Lines containing the word "React" should be extracted in full.

■ Information given ■
═══

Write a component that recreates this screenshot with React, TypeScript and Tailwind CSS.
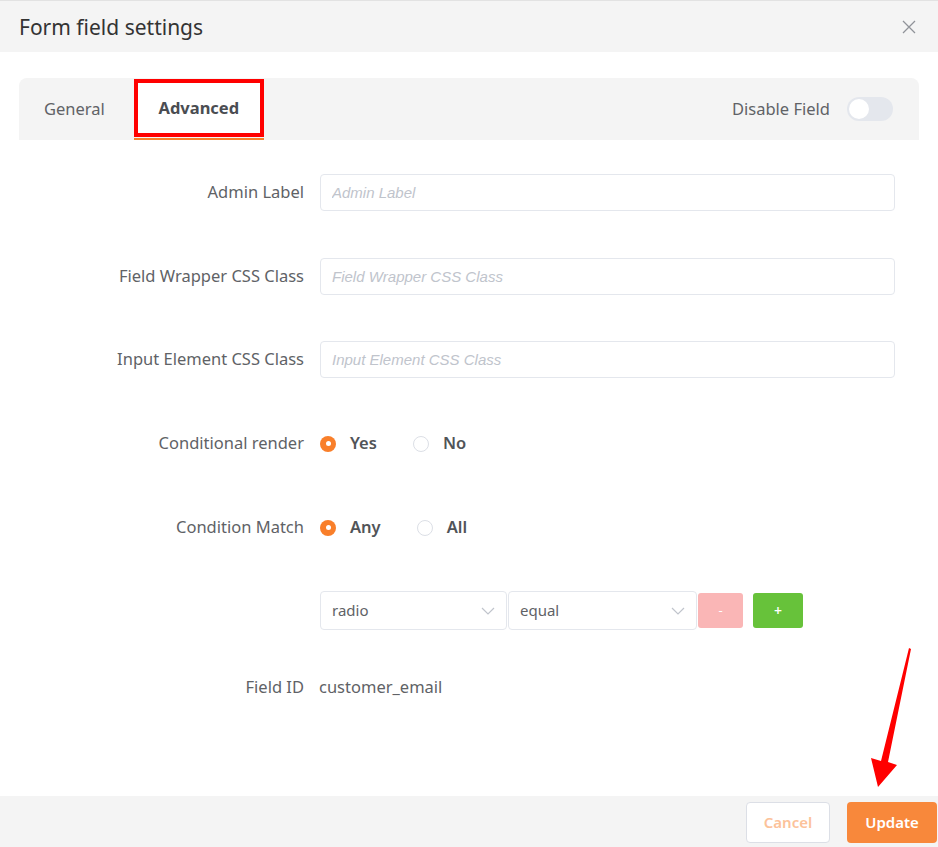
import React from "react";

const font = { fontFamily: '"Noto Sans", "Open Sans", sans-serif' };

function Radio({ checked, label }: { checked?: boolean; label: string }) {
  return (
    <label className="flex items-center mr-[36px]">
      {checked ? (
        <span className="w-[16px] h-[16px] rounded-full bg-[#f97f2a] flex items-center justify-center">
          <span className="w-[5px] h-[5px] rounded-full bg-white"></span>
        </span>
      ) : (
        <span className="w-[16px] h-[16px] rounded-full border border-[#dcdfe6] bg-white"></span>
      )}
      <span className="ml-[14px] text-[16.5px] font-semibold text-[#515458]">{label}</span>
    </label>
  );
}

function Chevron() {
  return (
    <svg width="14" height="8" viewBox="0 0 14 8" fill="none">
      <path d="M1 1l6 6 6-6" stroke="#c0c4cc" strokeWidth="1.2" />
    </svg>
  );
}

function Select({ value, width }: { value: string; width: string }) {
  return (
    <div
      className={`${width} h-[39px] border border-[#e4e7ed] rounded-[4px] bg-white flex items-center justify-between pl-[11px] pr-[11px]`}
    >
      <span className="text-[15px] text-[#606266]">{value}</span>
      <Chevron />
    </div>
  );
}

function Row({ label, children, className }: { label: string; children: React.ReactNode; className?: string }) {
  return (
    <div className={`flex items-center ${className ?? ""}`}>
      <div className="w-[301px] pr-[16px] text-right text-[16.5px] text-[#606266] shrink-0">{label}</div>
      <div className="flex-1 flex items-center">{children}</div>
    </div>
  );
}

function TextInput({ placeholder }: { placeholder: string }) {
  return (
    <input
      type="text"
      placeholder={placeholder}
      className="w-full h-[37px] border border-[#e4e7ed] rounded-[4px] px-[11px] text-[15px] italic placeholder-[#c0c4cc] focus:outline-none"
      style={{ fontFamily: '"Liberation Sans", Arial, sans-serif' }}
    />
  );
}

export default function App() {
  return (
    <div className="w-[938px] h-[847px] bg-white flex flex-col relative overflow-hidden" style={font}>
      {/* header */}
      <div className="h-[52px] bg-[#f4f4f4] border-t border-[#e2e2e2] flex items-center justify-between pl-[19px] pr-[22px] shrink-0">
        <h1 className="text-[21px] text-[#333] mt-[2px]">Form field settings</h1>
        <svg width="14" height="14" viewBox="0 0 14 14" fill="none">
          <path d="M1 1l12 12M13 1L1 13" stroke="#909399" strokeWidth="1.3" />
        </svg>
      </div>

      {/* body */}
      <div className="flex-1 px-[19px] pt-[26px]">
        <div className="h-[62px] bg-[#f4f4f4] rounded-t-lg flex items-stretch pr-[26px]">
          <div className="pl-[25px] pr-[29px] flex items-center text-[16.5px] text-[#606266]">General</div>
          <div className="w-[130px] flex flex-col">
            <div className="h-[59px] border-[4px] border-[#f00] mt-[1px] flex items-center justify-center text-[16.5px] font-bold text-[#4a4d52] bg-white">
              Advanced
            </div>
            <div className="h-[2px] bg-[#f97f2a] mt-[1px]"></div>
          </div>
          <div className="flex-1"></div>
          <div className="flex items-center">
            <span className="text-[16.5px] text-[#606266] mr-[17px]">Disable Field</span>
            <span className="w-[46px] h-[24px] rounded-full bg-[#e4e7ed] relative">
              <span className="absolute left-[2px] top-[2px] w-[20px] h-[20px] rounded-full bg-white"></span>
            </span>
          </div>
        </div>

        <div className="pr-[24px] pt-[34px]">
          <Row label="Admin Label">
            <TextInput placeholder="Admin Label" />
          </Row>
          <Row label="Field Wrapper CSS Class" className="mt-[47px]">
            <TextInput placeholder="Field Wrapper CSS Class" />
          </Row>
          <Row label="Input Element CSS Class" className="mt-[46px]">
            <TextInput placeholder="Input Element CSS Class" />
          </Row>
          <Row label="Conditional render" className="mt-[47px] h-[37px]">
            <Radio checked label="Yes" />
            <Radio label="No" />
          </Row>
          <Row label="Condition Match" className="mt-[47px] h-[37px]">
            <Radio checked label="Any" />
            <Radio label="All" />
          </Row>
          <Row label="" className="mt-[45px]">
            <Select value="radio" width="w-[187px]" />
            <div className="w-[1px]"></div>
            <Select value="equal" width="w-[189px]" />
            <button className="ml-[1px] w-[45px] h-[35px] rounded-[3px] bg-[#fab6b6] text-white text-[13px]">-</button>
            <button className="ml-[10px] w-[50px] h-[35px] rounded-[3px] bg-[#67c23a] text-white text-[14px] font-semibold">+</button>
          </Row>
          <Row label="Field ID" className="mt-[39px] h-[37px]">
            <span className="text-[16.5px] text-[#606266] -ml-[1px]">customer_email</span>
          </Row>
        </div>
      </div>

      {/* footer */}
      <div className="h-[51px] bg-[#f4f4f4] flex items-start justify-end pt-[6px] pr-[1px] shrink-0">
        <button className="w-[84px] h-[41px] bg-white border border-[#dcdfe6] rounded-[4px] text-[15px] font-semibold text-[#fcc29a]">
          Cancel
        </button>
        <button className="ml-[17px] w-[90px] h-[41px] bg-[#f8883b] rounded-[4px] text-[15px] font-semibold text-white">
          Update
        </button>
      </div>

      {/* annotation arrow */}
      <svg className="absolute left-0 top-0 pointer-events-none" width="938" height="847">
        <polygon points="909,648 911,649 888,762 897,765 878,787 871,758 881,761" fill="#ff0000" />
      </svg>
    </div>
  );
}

═══

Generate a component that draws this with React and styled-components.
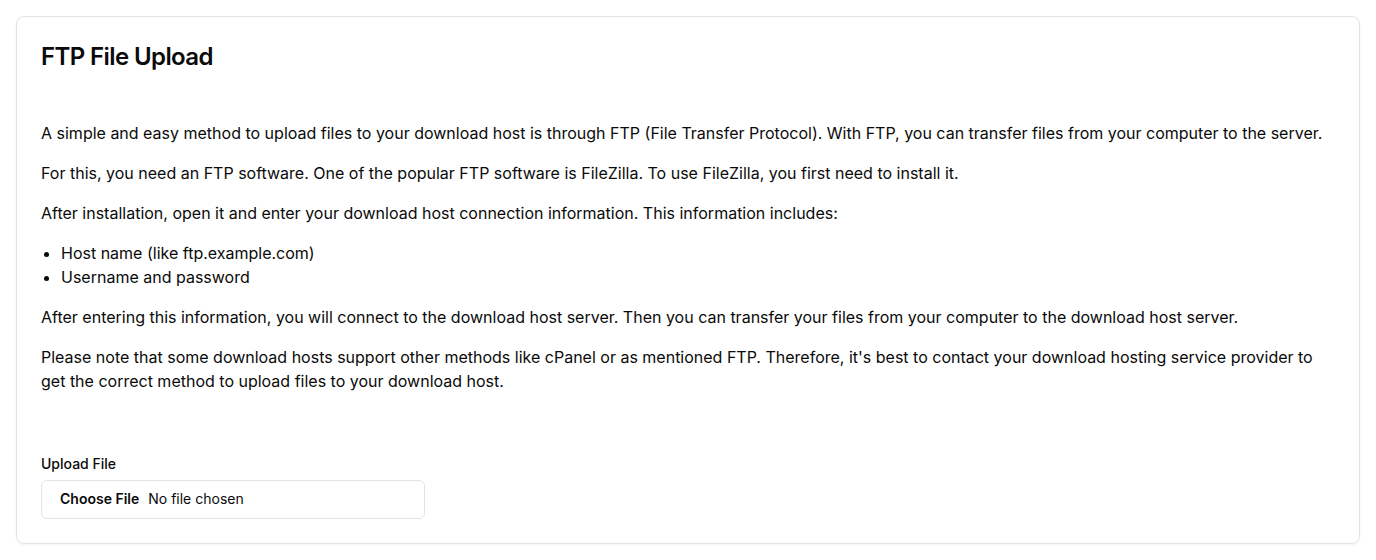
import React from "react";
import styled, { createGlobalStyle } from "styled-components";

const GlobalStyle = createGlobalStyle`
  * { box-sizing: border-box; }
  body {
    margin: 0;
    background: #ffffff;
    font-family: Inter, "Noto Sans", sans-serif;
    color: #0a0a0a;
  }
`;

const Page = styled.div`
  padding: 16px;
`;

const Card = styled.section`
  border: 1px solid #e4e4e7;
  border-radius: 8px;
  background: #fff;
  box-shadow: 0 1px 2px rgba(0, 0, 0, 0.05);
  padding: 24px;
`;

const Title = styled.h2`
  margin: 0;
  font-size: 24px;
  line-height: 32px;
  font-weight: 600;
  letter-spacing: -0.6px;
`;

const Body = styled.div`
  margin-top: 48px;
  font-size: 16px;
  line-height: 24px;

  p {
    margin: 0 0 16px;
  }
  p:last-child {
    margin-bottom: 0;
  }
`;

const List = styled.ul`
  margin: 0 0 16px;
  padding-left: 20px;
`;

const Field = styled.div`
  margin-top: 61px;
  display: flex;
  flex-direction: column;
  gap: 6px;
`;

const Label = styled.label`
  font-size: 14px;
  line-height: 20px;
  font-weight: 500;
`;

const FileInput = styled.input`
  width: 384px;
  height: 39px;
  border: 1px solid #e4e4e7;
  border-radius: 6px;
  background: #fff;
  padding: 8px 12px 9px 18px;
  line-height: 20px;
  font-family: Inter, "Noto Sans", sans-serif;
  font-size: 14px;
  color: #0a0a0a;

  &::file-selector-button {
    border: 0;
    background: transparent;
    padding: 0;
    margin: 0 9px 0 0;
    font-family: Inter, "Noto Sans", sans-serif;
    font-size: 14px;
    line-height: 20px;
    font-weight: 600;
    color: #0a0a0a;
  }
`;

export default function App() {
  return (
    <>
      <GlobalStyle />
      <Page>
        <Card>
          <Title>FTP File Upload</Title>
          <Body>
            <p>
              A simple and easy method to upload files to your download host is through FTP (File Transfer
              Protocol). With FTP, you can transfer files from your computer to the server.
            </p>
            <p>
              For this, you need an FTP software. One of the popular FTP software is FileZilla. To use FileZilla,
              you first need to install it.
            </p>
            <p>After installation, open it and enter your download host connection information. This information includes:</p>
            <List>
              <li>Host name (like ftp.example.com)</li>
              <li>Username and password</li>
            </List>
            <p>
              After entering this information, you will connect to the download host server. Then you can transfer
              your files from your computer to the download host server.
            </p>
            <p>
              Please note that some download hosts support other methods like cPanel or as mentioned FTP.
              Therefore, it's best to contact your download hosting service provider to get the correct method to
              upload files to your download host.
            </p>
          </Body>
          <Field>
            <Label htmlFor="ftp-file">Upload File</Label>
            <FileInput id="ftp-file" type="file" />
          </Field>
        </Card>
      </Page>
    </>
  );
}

═══

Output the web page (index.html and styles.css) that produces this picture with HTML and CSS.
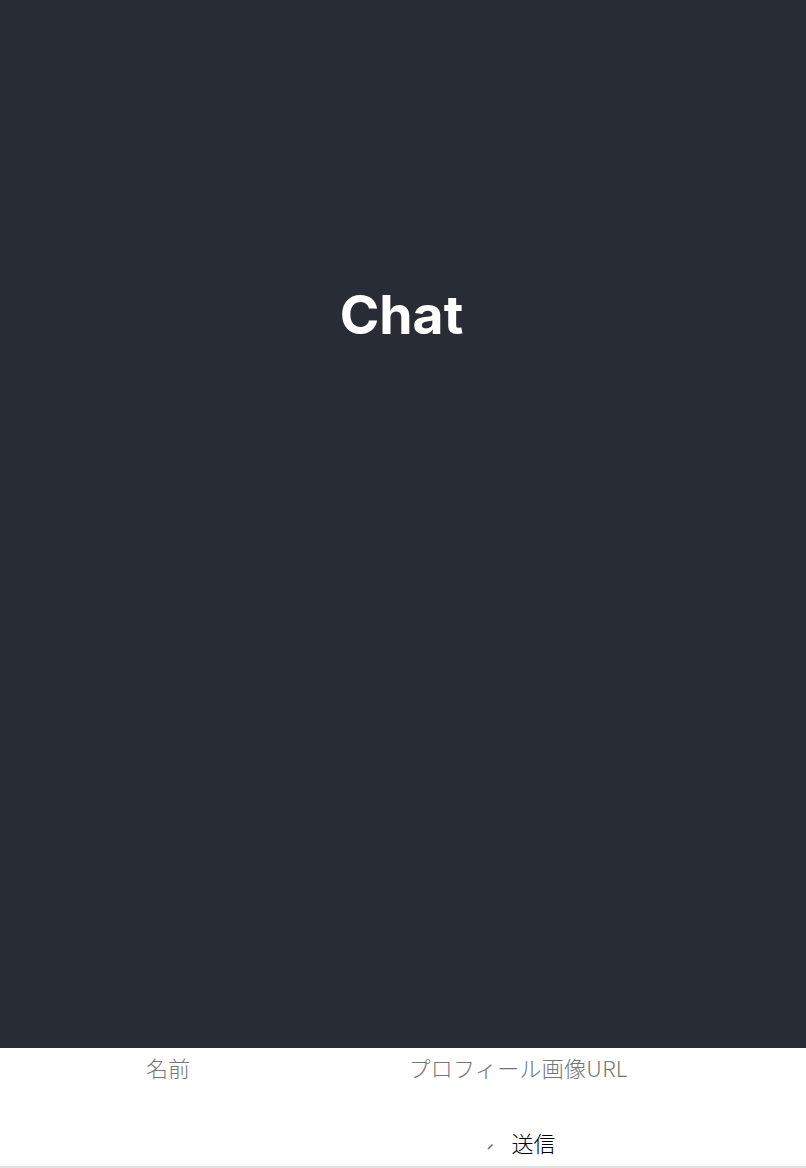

═══

■ Result of this exercise ■
Write a component that recreates this screenshot with React, TypeScript and Tailwind CSS.
import React from "react";
function Row({ label, children, className }: { label: string; children: React.ReactNode; className?: string }) {
Generate a component that draws this with React and styled-components.
import React from "react";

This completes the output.